I even went into the Virtual Host setting and enabled the VT-x on the vmware host. Maybe something else was getting this service. Would what I was trying to do work on hyperbox? :?:

Re: 64Bit Centos 7 confused that it is running on 32bit OS

Posted: 14. Jun 2015, 09:30
by mpack
gmurphy wrote:Do you think it will ever be possible to have the support for Virtual Box to run in a nested virtual environment?
Not unless paying customers start asking for it in significant numbers, or someone contributes the code. Even then I suspect that the feature would wither on the vine, since multiple layers of virtualization will not a high performing computer make.

Re: 64Bit Centos 7 confused that it is running on 32bit OS

Posted: 14. Jun 2015, 15:17
by gmurphy
Well, I can tell you running this from a Hypervisor like ESXi is much faster than a local setup because I have a machine with 48 GB of ram. My laptop could never support that.

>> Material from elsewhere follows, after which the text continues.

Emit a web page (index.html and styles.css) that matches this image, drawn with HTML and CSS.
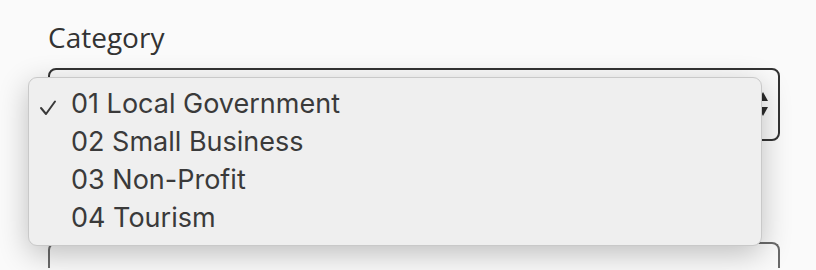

Re: 64Bit Centos 7 confused that it is running on 32bit OS

Posted: 14. Jun 2015, 15:29
by Perryg
What happens when you nest that hypervisor?
ESXi + guest + ESXi +guest = ?

Re: 64Bit Centos 7 confused that it is running on 32bit OS

Posted: 15. Jun 2015, 09:09
by mpack
gmurphy wrote:Well, I can tell you running this from a Hypervisor like ESXi is much faster than a local setup because I have a machine with 48 GB of ram. My laptop could never support that.
I don't understand that comment at all. How is the laptop involved? You have ESXi running on it? How you do come by a laptop with more memory than supplied OS can use? If the laptop can use it, then how can you expect indirect access (from a VM) to be faster than direct access? Are you sure you aren't confusing short term OS performance issues with hardware performance?